Something that never fails to amaze me about working with the body is that the process just seems to keep on going. Like I have an expectation that you reach a certain age, and that's kind of as far as you go, like things slacken off. But this is not the case for me, despite now being in my sixties. Change continues to happen. Our body is the repository of unfathomable layers of our history and core psychology and if you keep opening it, like a gold mine, it will deliver. Every morning, soon after getting up, I will practice a workout for 40 minutes or so. It's Bioenergetics followed by Reichian Breathwork, plus a few deep Yoga stretches to complete.
My current intention is to carry on loosening the rings of muscular armouring around my head and throat. And each day, I do feel a bit more slipping away. As this happens, I notice how my mood changes. Recently, I've been finding myself more volatile - reacting on situations and just going there without over-worrying. I don't think I've actually upset anyone so far, if anything people seem happy for my immediacy. But I know that I can always go back, apologise and discuss if that should happen.
I understand that I am digging into a certain side of myself - the Endurer - that is afraid of fire, anger and volatility. It wants to play it cool, safe and nice, rather than risk being real and in the moment. This is also a dynamic I see being extensively played out around me, in the world. Signalling oneself as being a caring or nice person as a default rather than really looking "who am I" in such-and-such a situation.
In Europe especially, it seems really strong. Like we're not allowed to be anything other than some nice, caring caricature of ourselves... that we are fundamentally guilty, or bad, and must atone for the past in how we present ourselves today.

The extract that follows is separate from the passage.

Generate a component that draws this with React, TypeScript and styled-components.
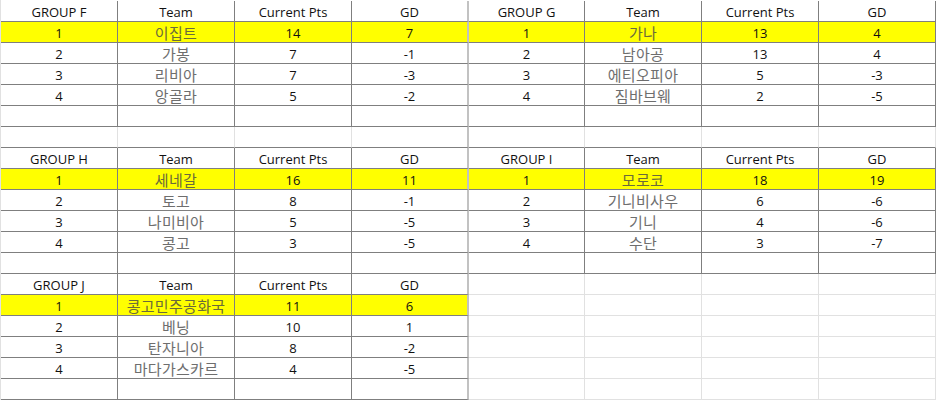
import React from "react";
import styled, { createGlobalStyle, css } from "styled-components";

const GlobalStyle = createGlobalStyle`
  html, body { margin: 0; padding: 0; background: #ffffff; }
  #root { width: 936px; height: 400px; overflow: hidden; }
`;

const DARK = "#7f7f7f";
const LIGHT = "#e1e1e1";
const DIVIDER = "#c2c2c2";

const Sheet = styled.div`
  display: grid;
  grid-template-columns: 117px 117px 117px 117px 116px 117px 117px 117px;
  grid-auto-rows: 21px;
  padding-top: 1px;
  border-left: 1px solid ${LIGHT};
  width: 935px;
  background: #ffffff;
`;

type Kind = "head" | "num" | "team" | "empty";

const Cell = styled.div<{
  $kind: Kind;
  $hl: boolean;
  $darkRight: boolean;
  $darkBottom: boolean;
  $divider: boolean;
}>`
  box-sizing: border-box;
  display: flex;
  align-items: center;
  justify-content: center;
  padding-top: 2px;
  white-space: nowrap;
  overflow: hidden;
  background: ${(p) => (p.$hl ? "#ffff00" : "#ffffff")};
  border-bottom: 1px solid ${(p) => (p.$darkBottom ? DARK : LIGHT)};
  border-right: ${(p) =>
    p.$divider ? `2px solid ${DIVIDER}` : `1px solid ${p.$darkRight ? DARK : LIGHT}`};
  font-family: "Open Sans", "Noto Sans CJK KR", sans-serif;
  font-size: 13px;
  color: #111111;
  ${(p) =>
    p.$kind === "team" &&
    css`
      font-family: "Noto Sans CJK KR", "Noto Sans", sans-serif;
      font-size: 15px;
      padding-top: 1px;
      letter-spacing: 0.3px;
      color: ${p.$hl ? "#6b6b3a" : "#6e6e6e"};
    `}
`;

type Row = [string, string, string, string];

interface Group {
  name: string;
  rows: Row[];
}

const groups: Record<string, Group> = {
  F: {
    name: "GROUP F",
    rows: [
      ["1", "이집트", "14", "7"],
      ["2", "가봉", "7", "-1"],
      ["3", "리비아", "7", "-3"],
      ["4", "앙골라", "5", "-2"],
    ],
  },
  G: {
    name: "GROUP G",
    rows: [
      ["1", "가나", "13", "4"],
      ["2", "남아공", "13", "4"],
      ["3", "에티오피아", "5", "-3"],
      ["4", "짐바브웨", "2", "-5"],
    ],
  },
  H: {
    name: "GROUP H",
    rows: [
      ["1", "세네갈", "16", "11"],
      ["2", "토고", "8", "-1"],
      ["3", "나미비아", "5", "-5"],
      ["4", "콩고", "3", "-5"],
    ],
  },
  I: {
    name: "GROUP I",
    rows: [
      ["1", "모로코", "18", "19"],
      ["2", "기니비사우", "6", "-6"],
      ["3", "기니", "4", "-6"],
      ["4", "수단", "3", "-7"],
    ],
  },
  J: {
    name: "GROUP J",
    rows: [
      ["1", "콩고민주공화국", "11", "6"],
      ["2", "베닝", "10", "1"],
      ["3", "탄자니아", "8", "-2"],
      ["4", "마다가스카르", "4", "-5"],
    ],
  },
};

// placement of each group: top row and left column
const placements: { key: string; row: number; col: number }[] = [
  { key: "F", row: 0, col: 0 },
  { key: "G", row: 0, col: 4 },
  { key: "H", row: 7, col: 0 },
  { key: "I", row: 7, col: 4 },
  { key: "J", row: 13, col: 0 },
];

const ROWS = 19;
const COLS = 8;

interface CellInfo {
  text: string;
  kind: Kind;
  hl: boolean;
  inTable: boolean;
}

function buildGrid(): CellInfo[][] {
  const grid: CellInfo[][] = [];
  for (let r = 0; r < ROWS; r++) {
    const row: CellInfo[] = [];
    for (let c = 0; c < COLS; c++) {
      row.push({ text: "", kind: "empty", hl: false, inTable: false });
    }
    grid.push(row);
  }
  placements.forEach(({ key, row, col }) => {
    const g = groups[key];
    const header = [g.name, "Team", "Current Pts", "GD"];
    header.forEach((t, i) => {
      grid[row][col + i] = { text: t, kind: "head", hl: false, inTable: true };
    });
    g.rows.forEach((data, ri) => {
      data.forEach((t, i) => {
        grid[row + 1 + ri][col + i] = {
          text: t,
          kind: i === 1 ? "team" : "num",
          hl: ri === 0,
          inTable: true,
        };
      });
    });
    for (let i = 0; i < 4; i++) {
      grid[row + 5][col + i] = { text: "", kind: "empty", hl: false, inTable: true };
    }
  });
  return grid;
}

export default function App() {
  const grid = buildGrid();
  return (
    <>
      <GlobalStyle />
      <Sheet>
        {grid.map((row, r) =>
          row.map((cell, c) => {
            const below = r + 1 < ROWS ? grid[r + 1][c].inTable : false;
            return (
              <Cell
                key={`${r}-${c}`}
                $kind={cell.kind}
                $hl={cell.hl}
                $darkRight={cell.inTable}
                $darkBottom={cell.inTable || below}
                $divider={c === 3}
              >
                {cell.text}
              </Cell>
            );
          })
        )}
      </Sheet>
    </>
  );
}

Spontaneity is thus seen as the most dangerous thing of all and all our behaviour must be mentally scripted in advance. This whole chasm of human guilt is deep, and it seems so easy to fall in and then end up staying small. I don't see anything wrong with exploring our sense of guilt but if you get stuck there, for sure nothing has been achieved. The challenge is to come through, to stand up, and to be more real.
I don't believe that there is anything fundamentally wrong with humans. Just we need to create an environment where we can deepen as people, rather than one that keeps us scared and locked into survival mode. Let's face facts. This is never going to come from any government, or any vested interest. We have to pull ourselves up and I'm continuing do my bit, as we all can.
This month I've been feeling more happy inside myself here in Tbilisi. Bit by bit, I feel like I'm doing less imagining that there's something outside of myself that I need to be okay. Having a super-Oral side, it seems like it's taken a long time to get to this state, and I have no idea if I will stay this way. I like to acknowledge this impermanence. In the past, on apparently reaching some plateau of high awareness, I would posture that I had achieved something permanent. Now I know... good luck with that one! But the whole travelling thing is attracting me less right now. I remember, when I moved to Osho Leela back in 2002, I had a strong desire to stop floating about and to put down some roots, in order to grow. I ended up living there for 17 years. Maybe that process is restarting, we see.
But I'm very happy that, even in my sixties, deep change can continue to happen within me.
I hope that you are not feeling stuck and that if you should be you can find a way to continue on your journey. The body holds the key.
Devaraj
Might be pertinent: A man without enemies is no man at all. Great line from Tokyo Vice.
Yes, I reminded of Deanna Hansen, developer of fascia decompression techniques, who has been working on her self intensely for 20 years now. She is still finding new layers all the time.